• _Set exercise_: For each line below that contains the string "page", copy that line.

--- Start of Dataset extract ---

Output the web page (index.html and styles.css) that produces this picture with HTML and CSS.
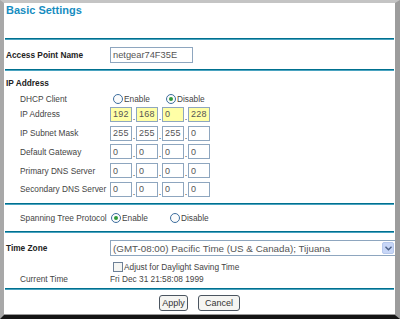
FILE: index.html
```html
<!DOCTYPE html>
<html lang="en">
<head>
  <meta charset="UTF-8">
  <title>Basic Settings</title>
  <link rel="stylesheet" href="styles.css">
</head>
<body>
  <div class="window">
    <div class="page">
      <h1 class="title">Basic Settings</h1>
      <div class="rule"></div>

      <div class="row row-ap">
        <span class="label bold">Access Point Name</span>
        <input type="text" class="field name" value="netgear74F35E">
      </div>
      <div class="rule"></div>

      <div class="section-head">IP Address</div>
      <div class="row row-dhcp">
        <span class="label sub">DHCP Client</span>
        <label class="opt opt-dhcp"><input type="radio" name="dhcp"> Enable</label>
        <label class="opt"><input type="radio" name="dhcp" checked> Disable</label>
      </div>

      <div class="row ip-row">
        <span class="label sub">IP Address</span>
        <div class="ip">
          <input type="text" class="field oct hl" value="192"><span class="dot">.</span>
          <input type="text" class="field oct hl" value="168"><span class="dot">.</span>
          <input type="text" class="field oct hl" value="0"><span class="dot">.</span>
          <input type="text" class="field oct hl" value="228">
        </div>
      </div>
      <div class="row ip-row">
        <span class="label sub">IP Subnet Mask</span>
        <div class="ip">
          <input type="text" class="field oct" value="255"><span class="dot">.</span>
          <input type="text" class="field oct" value="255"><span class="dot">.</span>
          <input type="text" class="field oct" value="255"><span class="dot">.</span>
          <input type="text" class="field oct" value="0">
        </div>
      </div>
      <div class="row ip-row">
        <span class="label sub">Default Gateway</span>
        <div class="ip">
          <input type="text" class="field oct" value="0"><span class="dot">.</span>
          <input type="text" class="field oct" value="0"><span class="dot">.</span>
          <input type="text" class="field oct" value="0"><span class="dot">.</span>
          <input type="text" class="field oct" value="0">
        </div>
      </div>
      <div class="row ip-row">
        <span class="label sub">Primary DNS Server</span>
        <div class="ip">
          <input type="text" class="field oct" value="0"><span class="dot">.</span>
          <input type="text" class="field oct" value="0"><span class="dot">.</span>
          <input type="text" class="field oct" value="0"><span class="dot">.</span>
          <input type="text" class="field oct" value="0">
        </div>
      </div>
      <div class="row ip-row">
        <span class="label sub">Secondary DNS Server</span>
        <div class="ip">
          <input type="text" class="field oct" value="0"><span class="dot">.</span>
          <input type="text" class="field oct" value="0"><span class="dot">.</span>
          <input type="text" class="field oct" value="0"><span class="dot">.</span>
          <input type="text" class="field oct" value="0">
        </div>
      </div>
      <div class="rule rule-after-ip"></div>

      <div class="row row-stp">
        <span class="label sub">Spanning Tree Protocol</span>
        <label class="opt opt-stp"><input type="radio" name="stp" checked> Enable</label>
        <label class="opt"><input type="radio" name="stp"> Disable</label>
      </div>
      <div class="rule"></div>

      <div class="row row-tz">
        <span class="label bold">Time Zone</span>
        <div class="select">
          <span class="select-text">(GMT-08:00) Pacific Time (US &amp; Canada); Tijuana</span>
          <span class="select-btn">
            <svg width="7" height="5" viewBox="0 0 7 5"><path d="M0.5 0.8 L3.5 3.8 L6.5 0.8" fill="none" stroke="#4d6185" stroke-width="1.4"/></svg>
          </span>
        </div>
      </div>
      <div class="row row-check">
        <span class="label"></span>
        <label class="check"><input type="checkbox"> Adjust for Daylight Saving Time</label>
      </div>
      <div class="row row-time">
        <span class="label sub">Current Time</span>
        <span class="value">Fri Dec 31 21:58:08 1999</span>
      </div>
      <div class="rule rule-last"></div>

      <div class="buttons">
        <button class="btn btn-apply">Apply</button>
        <button class="btn btn-cancel">Cancel</button>
      </div>
    </div>
  </div>
</body>
</html>
```

FILE: styles.css
```css
body {
  margin: 0;
  padding: 0;
  background-color: #fff;
  font-family: "Liberation Sans", Arial, sans-serif;
  color: #333;
}
.window {
  width: 400px;
  height: 319px;
  box-sizing: border-box;
  border-top: 3px solid #c4c4c4;
  border-left: 4px solid #a8a8a8;
  border-right: 5px solid #9c9c9c;
  border-bottom: 4px solid #151515;
  display: flex;
  flex-direction: column;
  overflow: hidden;
}
.page {
  flex: 1;
  background-color: #fff;
  border-bottom: 1px solid #9a9a9a;
}
.title {
  margin: 0;
  height: 35px;
  box-sizing: border-box;
  padding: 1px 0 0 2px;
  font-size: 11px;
  line-height: 13px;
  font-weight: bold;
  color: #178dbf;
}
.rule {
  height: 2px;
  box-sizing: border-box;
  margin: 0 1px 0 1px;
  border-top: 1px solid #00708f;
  border-bottom: 1px solid #4aa3c0;
}
.rule-after-ip {
  margin-top: 4.25px;
}
.rule-last {
  margin-top: 1px;
}
.row {
  display: flex;
  align-items: center;
}
.label {
  width: 106px;
  flex-shrink: 0;
  box-sizing: border-box;
  font-size: 8.3px;
  white-space: nowrap;
}
.label.bold {
  padding-left: 2px;
  font-weight: bold;
  color: #222;
}
.label.sub {
  padding-left: 16px;
  color: #444;
}
.section-head {
  margin-top: 3px;
  height: 18px;
  display: flex;
  align-items: center;
  padding-left: 2px;
  font-size: 8.3px;
  font-weight: bold;
  color: #222;
}
.row-ap {
  height: 29px;
}
.row-dhcp {
  height: 13px;
}
.ip-row {
  height: 18.75px;
}
.row-stp {
  height: 26px;
}
.row-tz {
  padding-top: 7px;
  height: 16px;
}
.row-check {
  margin-top: 6px;
  height: 9px;
}
.row-time {
  height: 16px;
}
.field {
  box-sizing: border-box;
  margin: 0;
  border: 1px solid #8ea6bf;
  background-color: #fff;
  font-family: "Liberation Sans", Arial, sans-serif;
  color: #555;
  outline: none;
}
.name {
  width: 83px;
  height: 16px;
  padding: 0 0 0 2px;
  font-size: 9.3px;
}
.ip {
  display: flex;
  align-items: center;
}
.oct {
  width: 22px;
  height: 15px;
  padding: 0 0 0 2px;
  font-size: 9px;
  letter-spacing: 0.3px;
}
.oct.hl {
  background-color: #ffffa6;
}
.dot {
  width: 4px;
  text-align: center;
  font-size: 9px;
  color: #333;
  align-self: flex-end;
  line-height: 9px;
}
.opt {
  display: flex;
  align-items: center;
  font-size: 8.3px;
  color: #444;
  white-space: nowrap;
}
.opt-dhcp {
  margin-left: 3px;
  width: 53px;
}
.opt-stp {
  margin-left: 1px;
  width: 59px;
}
.opt input[type="radio"] {
  appearance: none;
  margin: 0 1px 0 0;
  width: 10px;
  height: 10px;
  border: 1px solid #3d6e9e;
  border-radius: 50%;
  background-color: #fbfbfb;
  display: grid;
  place-items: center;
}
.opt input[type="radio"]:checked::after {
  content: "";
  width: 4px;
  height: 4px;
  border-radius: 50%;
  background-color: #2f9a3a;
}
.select {
  flex: 1;
  height: 16px;
  box-sizing: border-box;
  border: 1px solid #8ea6bf;
  display: flex;
  align-items: center;
  margin-right: -1px;
}
.select-text {
  flex: 1;
  padding-left: 2px;
  font-size: 9.8px;
  color: #555;
  white-space: nowrap;
  overflow: hidden;
}
.select-btn {
  width: 12px;
  height: 12px;
  margin-right: 1px;
  border: 1px solid #b6c8ec;
  border-radius: 2px;
  background-color: #c7d6f7;
  display: flex;
  align-items: center;
  justify-content: center;
  box-sizing: border-box;
}
.check {
  display: flex;
  align-items: center;
  margin-left: 3px;
  font-size: 8.3px;
  color: #444;
  white-space: nowrap;
}
.check input {
  appearance: none;
  margin: 0 1px 0 0;
  width: 10px;
  height: 10px;
  border: 1px solid #6e8197;
  background-color: #f6f6f3;
}
.value {
  font-size: 8.3px;
  color: #444;
  white-space: nowrap;
}
.buttons {
  display: flex;
  justify-content: center;
  gap: 10px;
  padding-top: 5px;
}
.btn {
  height: 16px;
  box-sizing: border-box;
  padding: 0;
  border: 1px solid #4b5560;
  border-radius: 3px;
  background-color: #f5f5f2;
  font-family: "Liberation Sans", Arial, sans-serif;
  font-size: 9px;
  color: #333;
}
.btn-apply {
  width: 29px;
}
.btn-cancel {
  width: 42px;
}
```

--- End of Dataset extract ---

• _Solution to the exercise_:
Output the web page (index.html and styles.css) that produces this picture with HTML and CSS.
    <div class="page">
.page {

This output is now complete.